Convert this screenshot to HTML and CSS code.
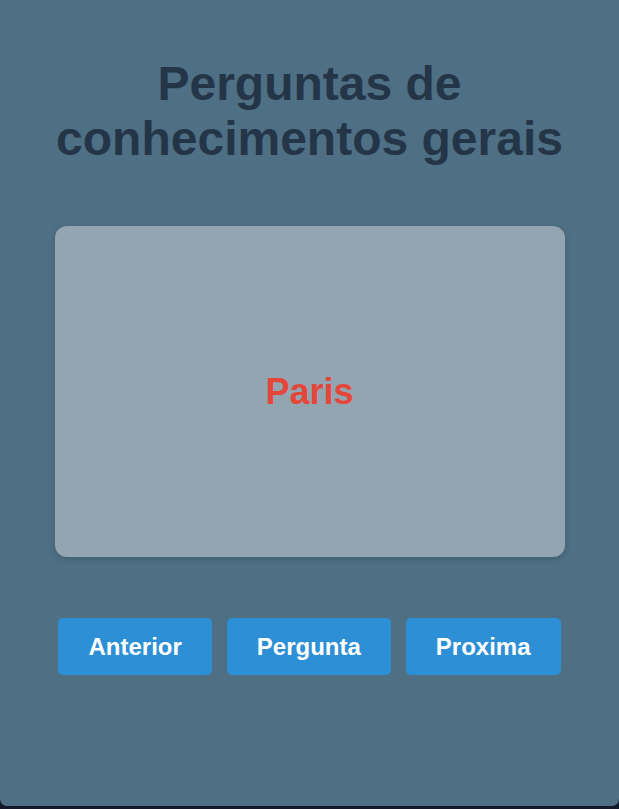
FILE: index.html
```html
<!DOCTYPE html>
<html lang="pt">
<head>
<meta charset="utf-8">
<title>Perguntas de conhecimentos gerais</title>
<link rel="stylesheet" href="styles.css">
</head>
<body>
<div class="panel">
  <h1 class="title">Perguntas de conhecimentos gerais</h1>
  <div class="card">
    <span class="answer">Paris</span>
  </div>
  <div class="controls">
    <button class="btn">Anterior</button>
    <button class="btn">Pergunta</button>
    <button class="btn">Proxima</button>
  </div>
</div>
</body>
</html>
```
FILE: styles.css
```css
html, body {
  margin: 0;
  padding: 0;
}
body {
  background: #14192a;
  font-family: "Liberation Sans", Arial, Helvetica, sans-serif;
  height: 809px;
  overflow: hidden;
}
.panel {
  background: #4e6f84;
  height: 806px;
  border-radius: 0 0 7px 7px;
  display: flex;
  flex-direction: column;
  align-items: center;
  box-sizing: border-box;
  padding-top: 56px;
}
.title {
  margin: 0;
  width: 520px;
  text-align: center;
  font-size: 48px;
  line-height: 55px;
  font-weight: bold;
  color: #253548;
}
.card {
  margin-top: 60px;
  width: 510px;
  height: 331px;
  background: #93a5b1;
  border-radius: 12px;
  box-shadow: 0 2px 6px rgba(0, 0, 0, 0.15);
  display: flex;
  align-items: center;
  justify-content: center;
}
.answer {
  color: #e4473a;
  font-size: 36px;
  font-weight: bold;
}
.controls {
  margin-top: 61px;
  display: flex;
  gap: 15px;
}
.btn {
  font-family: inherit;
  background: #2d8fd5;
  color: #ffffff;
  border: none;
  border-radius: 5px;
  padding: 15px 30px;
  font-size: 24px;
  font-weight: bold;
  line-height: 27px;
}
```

+---+

- What is being asked -
All of the lines above should be retyped precisely, apart from the pictures.

- Written reply -
Convert this screenshot to HTML and CSS code.
FILE: index.html
```html
<!DOCTYPE html>
<html lang="pt">
<head>
<meta charset="utf-8">
<title>Perguntas de conhecimentos gerais</title>
<link rel="stylesheet" href="styles.css">
</head>
<body>
<div class="panel">
  <h1 class="title">Perguntas de conhecimentos gerais</h1>
  <div class="card">
    <span class="answer">Paris</span>
  </div>
  <div class="controls">
    <button class="btn">Anterior</button>
    <button class="btn">Pergunta</button>
    <button class="btn">Proxima</button>
  </div>
</div>
</body>
</html>
```
FILE: styles.css
```css
html, body {
  margin: 0;
  padding: 0;
}
body {
  background: #14192a;
  font-family: "Liberation Sans", Arial, Helvetica, sans-serif;
  height: 809px;
  overflow: hidden;
}
.panel {
  background: #4e6f84;
  height: 806px;
  border-radius: 0 0 7px 7px;
  display: flex;
  flex-direction: column;
  align-items: center;
  box-sizing: border-box;
  padding-top: 56px;
}
.title {
  margin: 0;
  width: 520px;
  text-align: center;
  font-size: 48px;
  line-height: 55px;
  font-weight: bold;
  color: #253548;
}
.card {
  margin-top: 60px;
  width: 510px;
  height: 331px;
  background: #93a5b1;
  border-radius: 12px;
  box-shadow: 0 2px 6px rgba(0, 0, 0, 0.15);
  display: flex;
  align-items: center;
  justify-content: center;
}
.answer {
  color: #e4473a;
  font-size: 36px;
  font-weight: bold;
}
.controls {
  margin-top: 61px;
  display: flex;
  gap: 15px;
}
.btn {
  font-family: inherit;
  background: #2d8fd5;
  color: #ffffff;
  border: none;
  border-radius: 5px;
  padding: 15px 30px;
  font-size: 24px;
  font-weight: bold;
  line-height: 27px;
}
```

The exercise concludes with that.